> **Supplied data**:

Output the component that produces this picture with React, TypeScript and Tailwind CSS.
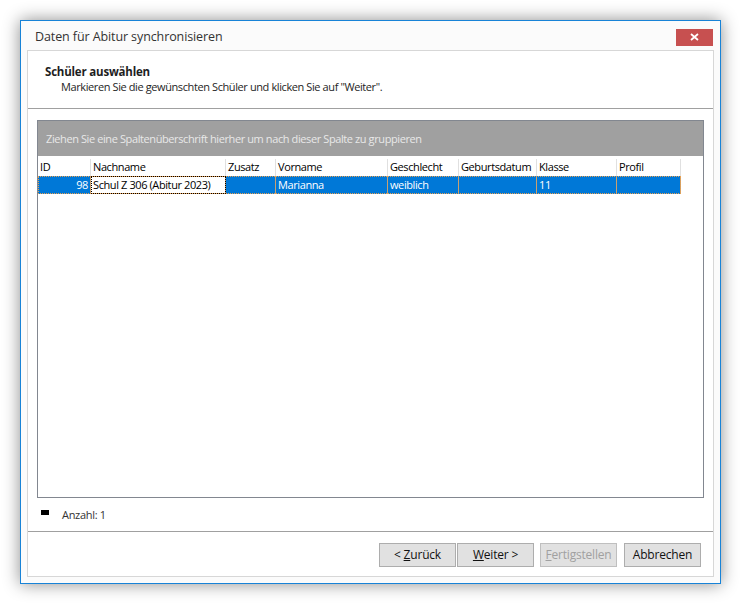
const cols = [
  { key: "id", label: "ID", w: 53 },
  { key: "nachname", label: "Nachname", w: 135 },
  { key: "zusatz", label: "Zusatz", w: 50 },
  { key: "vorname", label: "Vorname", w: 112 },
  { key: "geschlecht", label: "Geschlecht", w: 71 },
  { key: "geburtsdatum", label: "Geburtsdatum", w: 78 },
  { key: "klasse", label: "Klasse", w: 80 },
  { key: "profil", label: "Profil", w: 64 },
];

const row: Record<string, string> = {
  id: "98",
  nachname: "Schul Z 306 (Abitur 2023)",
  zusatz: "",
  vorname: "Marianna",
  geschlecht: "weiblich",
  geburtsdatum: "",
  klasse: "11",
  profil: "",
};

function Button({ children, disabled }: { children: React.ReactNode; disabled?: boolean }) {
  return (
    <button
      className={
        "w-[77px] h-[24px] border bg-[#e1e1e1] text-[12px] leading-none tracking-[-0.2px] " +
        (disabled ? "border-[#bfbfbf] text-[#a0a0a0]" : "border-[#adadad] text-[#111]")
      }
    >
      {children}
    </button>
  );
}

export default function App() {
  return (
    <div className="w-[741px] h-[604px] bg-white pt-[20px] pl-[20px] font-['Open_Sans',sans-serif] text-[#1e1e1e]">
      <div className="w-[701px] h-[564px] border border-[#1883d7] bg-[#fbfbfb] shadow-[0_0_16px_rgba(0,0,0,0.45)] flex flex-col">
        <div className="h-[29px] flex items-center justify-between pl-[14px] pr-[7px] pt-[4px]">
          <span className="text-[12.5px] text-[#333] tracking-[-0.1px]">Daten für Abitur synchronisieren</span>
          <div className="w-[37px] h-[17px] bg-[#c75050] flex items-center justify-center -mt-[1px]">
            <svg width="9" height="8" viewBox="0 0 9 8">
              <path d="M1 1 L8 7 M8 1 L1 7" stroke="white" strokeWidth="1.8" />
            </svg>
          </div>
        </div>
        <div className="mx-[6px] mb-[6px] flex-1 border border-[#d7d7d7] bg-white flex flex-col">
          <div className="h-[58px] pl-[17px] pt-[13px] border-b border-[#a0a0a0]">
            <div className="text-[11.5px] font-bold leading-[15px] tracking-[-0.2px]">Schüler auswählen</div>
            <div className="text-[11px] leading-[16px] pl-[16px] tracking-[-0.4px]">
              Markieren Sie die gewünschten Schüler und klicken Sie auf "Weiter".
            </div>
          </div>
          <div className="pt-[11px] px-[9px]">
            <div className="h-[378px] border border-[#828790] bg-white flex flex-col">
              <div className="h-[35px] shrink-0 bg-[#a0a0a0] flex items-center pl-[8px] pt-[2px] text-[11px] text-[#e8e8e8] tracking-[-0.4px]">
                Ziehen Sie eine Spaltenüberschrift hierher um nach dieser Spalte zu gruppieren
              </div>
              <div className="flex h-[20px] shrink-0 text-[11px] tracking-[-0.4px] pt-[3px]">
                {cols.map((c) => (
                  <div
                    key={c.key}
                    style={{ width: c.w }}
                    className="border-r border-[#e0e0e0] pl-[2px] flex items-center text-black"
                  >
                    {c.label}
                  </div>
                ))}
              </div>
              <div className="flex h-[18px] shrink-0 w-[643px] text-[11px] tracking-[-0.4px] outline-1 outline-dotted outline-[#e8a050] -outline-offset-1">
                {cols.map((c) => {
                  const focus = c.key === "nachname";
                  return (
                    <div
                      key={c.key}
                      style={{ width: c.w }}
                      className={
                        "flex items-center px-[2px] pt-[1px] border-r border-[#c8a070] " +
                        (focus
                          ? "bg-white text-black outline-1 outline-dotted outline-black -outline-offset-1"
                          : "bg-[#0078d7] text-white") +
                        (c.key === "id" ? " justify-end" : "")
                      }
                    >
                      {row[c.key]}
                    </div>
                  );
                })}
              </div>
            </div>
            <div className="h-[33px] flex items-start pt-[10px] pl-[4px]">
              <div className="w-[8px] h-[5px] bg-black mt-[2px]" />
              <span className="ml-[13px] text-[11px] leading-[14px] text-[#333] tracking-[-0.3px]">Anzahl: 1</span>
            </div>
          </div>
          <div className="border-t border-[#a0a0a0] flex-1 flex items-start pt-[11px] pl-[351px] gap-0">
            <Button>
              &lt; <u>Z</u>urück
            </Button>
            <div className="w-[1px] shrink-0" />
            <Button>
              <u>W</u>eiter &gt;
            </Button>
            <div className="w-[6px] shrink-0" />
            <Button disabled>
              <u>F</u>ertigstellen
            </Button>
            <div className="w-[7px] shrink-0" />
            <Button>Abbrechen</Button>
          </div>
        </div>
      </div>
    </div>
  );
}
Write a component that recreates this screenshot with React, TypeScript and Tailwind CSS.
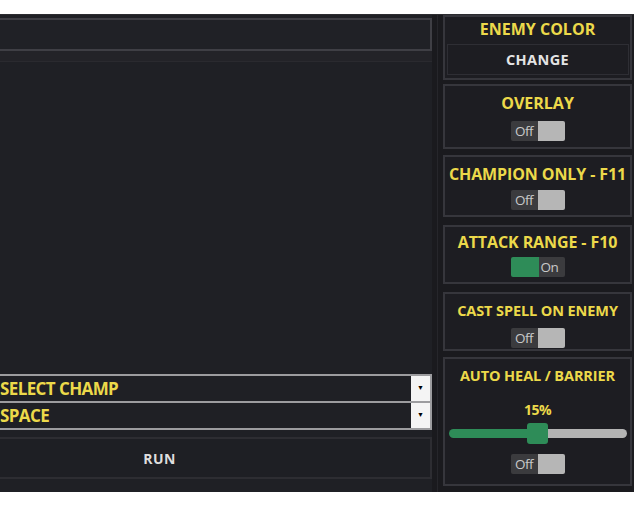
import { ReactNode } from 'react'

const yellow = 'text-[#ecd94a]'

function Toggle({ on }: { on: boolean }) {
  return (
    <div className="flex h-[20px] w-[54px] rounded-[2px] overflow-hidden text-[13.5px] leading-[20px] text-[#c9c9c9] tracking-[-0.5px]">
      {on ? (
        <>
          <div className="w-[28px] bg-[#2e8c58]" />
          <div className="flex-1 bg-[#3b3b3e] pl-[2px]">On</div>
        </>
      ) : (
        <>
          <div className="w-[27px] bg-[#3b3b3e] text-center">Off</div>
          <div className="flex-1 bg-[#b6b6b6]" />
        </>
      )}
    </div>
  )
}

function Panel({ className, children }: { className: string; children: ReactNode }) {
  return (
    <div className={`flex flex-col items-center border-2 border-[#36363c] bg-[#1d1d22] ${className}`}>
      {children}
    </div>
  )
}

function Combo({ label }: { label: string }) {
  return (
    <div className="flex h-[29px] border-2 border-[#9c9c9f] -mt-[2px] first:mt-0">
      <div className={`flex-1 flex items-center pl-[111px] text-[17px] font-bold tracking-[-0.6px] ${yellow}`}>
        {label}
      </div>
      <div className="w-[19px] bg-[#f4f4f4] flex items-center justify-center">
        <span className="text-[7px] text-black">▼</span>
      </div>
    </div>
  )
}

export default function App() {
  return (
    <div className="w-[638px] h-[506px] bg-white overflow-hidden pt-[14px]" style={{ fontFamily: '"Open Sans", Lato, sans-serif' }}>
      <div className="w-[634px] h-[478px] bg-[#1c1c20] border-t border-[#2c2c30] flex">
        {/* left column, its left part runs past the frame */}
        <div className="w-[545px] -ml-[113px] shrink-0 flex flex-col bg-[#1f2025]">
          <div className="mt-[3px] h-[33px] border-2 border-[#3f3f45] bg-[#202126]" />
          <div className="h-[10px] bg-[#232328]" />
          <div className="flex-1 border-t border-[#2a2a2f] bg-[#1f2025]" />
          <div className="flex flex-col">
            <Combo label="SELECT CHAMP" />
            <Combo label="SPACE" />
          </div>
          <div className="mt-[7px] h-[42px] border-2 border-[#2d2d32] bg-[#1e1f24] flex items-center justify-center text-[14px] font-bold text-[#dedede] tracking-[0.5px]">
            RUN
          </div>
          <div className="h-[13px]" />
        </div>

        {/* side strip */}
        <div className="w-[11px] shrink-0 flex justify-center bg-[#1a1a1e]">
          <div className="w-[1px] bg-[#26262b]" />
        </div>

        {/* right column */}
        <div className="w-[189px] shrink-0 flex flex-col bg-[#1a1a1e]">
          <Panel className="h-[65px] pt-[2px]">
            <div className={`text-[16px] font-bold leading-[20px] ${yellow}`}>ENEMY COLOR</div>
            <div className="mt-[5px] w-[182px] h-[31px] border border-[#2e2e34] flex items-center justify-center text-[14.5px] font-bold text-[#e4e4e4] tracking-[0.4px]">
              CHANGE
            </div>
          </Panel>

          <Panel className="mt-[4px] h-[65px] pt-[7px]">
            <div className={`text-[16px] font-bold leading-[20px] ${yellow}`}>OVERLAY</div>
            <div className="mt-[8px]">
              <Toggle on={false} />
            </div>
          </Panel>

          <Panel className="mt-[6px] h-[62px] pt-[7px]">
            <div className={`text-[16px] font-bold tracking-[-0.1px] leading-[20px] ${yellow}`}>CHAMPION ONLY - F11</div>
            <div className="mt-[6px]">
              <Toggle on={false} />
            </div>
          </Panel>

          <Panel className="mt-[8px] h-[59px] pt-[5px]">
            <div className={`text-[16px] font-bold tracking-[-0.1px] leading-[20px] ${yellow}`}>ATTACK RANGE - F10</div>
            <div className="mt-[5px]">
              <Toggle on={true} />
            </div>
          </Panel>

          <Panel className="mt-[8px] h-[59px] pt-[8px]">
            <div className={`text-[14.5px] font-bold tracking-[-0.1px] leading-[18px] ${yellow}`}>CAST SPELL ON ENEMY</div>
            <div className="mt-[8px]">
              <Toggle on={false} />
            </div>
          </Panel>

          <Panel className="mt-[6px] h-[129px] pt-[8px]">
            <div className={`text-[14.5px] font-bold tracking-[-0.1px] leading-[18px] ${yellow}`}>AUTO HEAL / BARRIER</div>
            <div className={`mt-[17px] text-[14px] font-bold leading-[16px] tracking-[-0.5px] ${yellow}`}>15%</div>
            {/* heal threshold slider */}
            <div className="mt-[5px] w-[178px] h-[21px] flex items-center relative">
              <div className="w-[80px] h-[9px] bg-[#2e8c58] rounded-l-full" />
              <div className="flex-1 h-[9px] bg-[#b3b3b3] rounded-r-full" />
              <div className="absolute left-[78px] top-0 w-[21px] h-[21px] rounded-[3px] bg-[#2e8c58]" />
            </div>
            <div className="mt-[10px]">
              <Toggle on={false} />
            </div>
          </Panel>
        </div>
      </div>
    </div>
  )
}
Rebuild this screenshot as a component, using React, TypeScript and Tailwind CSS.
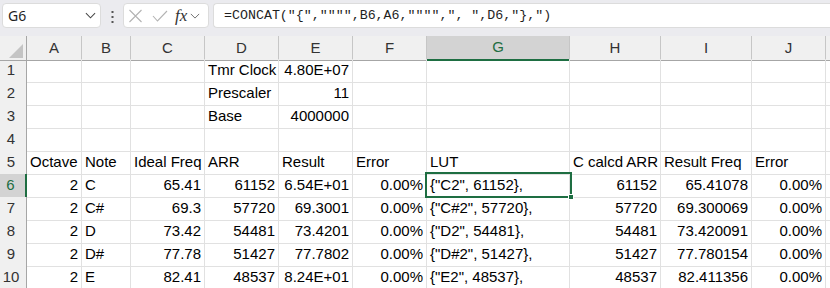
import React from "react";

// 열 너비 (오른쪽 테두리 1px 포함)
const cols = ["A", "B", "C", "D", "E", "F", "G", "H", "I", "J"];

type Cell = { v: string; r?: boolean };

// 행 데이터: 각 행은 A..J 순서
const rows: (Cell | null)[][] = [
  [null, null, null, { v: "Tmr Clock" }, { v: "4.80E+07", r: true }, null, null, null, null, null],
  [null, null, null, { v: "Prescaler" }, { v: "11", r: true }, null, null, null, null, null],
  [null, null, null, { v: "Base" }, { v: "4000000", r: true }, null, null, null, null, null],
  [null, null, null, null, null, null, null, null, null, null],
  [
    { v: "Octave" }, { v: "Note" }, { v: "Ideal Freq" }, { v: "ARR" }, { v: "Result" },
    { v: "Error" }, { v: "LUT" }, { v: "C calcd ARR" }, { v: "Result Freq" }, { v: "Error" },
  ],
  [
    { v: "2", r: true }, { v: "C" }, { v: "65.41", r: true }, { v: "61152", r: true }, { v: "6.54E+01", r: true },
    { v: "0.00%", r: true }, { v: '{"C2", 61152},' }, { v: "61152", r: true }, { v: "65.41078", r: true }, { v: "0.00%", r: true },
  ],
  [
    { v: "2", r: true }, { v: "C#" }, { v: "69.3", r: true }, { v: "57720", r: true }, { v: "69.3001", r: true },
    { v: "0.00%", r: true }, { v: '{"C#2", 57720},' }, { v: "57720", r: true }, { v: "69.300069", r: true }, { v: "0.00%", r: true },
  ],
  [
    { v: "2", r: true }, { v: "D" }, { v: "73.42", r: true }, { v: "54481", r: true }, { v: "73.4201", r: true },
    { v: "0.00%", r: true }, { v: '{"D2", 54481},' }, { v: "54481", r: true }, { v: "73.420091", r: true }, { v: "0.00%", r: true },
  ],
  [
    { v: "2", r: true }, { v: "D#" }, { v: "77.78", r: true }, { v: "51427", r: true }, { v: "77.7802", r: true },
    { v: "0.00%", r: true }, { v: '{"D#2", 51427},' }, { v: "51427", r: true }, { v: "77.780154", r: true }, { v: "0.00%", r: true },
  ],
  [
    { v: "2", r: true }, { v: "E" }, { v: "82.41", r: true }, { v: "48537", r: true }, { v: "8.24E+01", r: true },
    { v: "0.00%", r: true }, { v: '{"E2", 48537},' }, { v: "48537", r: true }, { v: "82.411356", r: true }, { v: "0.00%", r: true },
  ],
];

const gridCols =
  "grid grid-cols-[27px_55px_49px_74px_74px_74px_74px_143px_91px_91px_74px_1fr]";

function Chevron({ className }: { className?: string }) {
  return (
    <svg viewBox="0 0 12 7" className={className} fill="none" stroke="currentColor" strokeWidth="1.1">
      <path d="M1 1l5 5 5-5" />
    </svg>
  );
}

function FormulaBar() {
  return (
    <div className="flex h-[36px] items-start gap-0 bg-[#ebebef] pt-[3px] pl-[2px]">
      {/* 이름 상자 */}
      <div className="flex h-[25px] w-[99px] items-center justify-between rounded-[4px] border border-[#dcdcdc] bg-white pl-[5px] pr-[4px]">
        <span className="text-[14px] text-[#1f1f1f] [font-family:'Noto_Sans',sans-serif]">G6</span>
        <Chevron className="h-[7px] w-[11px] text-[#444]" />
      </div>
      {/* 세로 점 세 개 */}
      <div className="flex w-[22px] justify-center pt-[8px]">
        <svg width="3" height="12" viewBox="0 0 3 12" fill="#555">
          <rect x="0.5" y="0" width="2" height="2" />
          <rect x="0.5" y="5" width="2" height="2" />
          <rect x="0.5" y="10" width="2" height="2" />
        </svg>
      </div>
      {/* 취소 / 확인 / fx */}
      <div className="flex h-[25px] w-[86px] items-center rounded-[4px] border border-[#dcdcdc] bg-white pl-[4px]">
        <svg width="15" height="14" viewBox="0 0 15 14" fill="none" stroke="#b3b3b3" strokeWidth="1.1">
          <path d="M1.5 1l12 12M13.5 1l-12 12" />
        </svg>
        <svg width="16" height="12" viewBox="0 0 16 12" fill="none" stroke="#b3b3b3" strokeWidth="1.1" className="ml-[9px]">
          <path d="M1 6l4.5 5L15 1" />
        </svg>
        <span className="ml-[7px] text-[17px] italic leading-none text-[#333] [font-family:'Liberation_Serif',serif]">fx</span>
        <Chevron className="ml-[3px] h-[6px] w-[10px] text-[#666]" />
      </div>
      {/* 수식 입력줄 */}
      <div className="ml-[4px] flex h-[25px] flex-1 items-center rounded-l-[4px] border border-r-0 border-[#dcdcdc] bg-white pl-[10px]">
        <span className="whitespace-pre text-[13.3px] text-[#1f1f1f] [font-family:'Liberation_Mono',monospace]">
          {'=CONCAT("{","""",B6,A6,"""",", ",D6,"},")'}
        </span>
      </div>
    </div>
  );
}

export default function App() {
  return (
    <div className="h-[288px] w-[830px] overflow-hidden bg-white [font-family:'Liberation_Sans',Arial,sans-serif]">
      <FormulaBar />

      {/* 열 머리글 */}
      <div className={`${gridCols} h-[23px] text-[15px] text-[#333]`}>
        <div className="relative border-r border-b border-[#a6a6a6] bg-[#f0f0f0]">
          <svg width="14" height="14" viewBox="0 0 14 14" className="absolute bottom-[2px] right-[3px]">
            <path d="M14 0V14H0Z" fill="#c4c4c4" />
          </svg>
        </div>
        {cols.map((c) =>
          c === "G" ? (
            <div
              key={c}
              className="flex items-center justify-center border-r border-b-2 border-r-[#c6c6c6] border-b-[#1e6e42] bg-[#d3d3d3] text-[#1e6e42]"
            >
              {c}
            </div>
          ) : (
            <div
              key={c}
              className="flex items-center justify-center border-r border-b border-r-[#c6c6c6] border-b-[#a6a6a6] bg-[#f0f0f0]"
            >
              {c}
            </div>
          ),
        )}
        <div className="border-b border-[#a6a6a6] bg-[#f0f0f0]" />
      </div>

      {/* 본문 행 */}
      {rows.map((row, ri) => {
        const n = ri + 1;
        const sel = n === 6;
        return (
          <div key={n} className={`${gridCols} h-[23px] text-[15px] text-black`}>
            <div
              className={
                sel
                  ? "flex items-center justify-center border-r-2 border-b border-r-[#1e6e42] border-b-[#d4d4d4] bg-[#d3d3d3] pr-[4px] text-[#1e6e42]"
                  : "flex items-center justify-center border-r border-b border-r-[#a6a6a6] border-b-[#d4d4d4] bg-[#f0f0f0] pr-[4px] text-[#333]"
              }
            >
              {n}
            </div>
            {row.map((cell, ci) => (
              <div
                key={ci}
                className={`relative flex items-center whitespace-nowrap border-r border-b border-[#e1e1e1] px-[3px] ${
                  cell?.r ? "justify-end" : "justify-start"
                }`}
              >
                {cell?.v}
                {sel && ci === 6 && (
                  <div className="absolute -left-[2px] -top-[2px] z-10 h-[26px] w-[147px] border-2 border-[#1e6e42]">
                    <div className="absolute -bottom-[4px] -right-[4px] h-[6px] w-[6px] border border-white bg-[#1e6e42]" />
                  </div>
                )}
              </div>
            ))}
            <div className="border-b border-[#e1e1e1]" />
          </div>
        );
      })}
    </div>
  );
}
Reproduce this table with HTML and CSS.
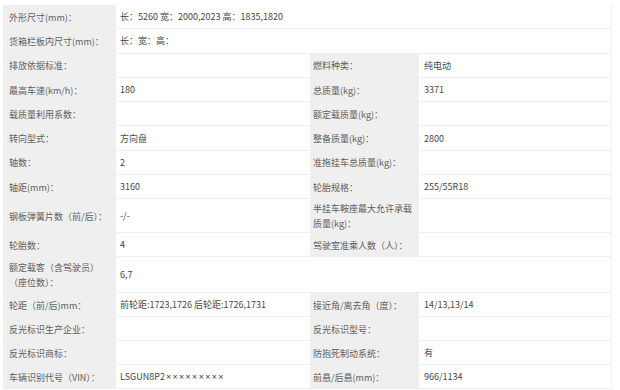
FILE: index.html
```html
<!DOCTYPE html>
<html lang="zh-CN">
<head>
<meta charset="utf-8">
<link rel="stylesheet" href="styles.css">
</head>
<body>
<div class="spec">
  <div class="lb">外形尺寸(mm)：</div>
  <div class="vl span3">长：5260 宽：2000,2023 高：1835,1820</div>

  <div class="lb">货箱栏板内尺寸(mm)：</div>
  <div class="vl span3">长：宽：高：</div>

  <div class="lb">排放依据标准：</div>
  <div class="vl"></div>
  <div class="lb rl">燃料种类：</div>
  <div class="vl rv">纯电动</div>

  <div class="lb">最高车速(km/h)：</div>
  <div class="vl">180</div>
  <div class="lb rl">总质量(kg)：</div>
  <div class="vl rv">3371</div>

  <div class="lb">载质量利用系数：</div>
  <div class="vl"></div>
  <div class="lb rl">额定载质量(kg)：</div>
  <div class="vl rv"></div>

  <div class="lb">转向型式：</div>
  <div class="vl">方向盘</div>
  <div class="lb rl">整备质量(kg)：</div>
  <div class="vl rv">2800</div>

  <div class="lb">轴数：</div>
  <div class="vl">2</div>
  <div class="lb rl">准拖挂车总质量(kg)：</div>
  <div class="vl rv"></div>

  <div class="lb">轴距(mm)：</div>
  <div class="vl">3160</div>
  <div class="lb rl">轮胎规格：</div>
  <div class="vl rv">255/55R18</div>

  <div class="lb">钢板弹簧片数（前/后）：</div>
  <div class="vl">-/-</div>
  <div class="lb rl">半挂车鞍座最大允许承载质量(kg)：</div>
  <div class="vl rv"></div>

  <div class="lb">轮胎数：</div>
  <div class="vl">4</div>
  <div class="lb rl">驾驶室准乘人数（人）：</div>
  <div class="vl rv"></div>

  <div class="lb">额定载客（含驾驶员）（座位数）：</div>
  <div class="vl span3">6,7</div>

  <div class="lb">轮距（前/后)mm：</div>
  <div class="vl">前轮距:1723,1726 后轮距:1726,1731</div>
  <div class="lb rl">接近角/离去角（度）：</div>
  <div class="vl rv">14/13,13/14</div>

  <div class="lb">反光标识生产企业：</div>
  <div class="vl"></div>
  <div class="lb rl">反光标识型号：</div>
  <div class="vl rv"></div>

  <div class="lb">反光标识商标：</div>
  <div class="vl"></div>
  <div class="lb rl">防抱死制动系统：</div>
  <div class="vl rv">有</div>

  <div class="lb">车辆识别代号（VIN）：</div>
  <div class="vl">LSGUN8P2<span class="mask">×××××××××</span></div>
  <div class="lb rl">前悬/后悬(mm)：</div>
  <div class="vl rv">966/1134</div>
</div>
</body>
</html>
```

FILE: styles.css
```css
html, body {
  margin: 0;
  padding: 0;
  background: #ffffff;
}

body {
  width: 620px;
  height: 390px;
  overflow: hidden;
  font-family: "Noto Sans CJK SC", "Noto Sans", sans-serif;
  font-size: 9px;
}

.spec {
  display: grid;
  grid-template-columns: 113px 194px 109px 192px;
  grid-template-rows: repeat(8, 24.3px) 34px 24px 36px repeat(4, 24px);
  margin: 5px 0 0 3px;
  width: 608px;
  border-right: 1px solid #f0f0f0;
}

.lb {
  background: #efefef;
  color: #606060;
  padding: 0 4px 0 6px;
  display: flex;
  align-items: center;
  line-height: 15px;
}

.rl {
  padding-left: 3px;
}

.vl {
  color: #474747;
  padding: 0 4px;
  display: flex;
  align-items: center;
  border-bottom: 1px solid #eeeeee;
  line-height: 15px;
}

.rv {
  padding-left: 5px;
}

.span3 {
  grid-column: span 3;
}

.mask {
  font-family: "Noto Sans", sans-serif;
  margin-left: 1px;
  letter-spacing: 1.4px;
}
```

> **Goal**: Write out, exactly and with nothing added, everything from the line with "Write a component" down to the line with "const yellow = 'text-[#ecd94a]'", both included. Drop any pictures.

> **Problem solution**:
Write a component that recreates this screenshot with React, TypeScript and Tailwind CSS.
import { ReactNode } from 'react'

const yellow = 'text-[#ecd94a]'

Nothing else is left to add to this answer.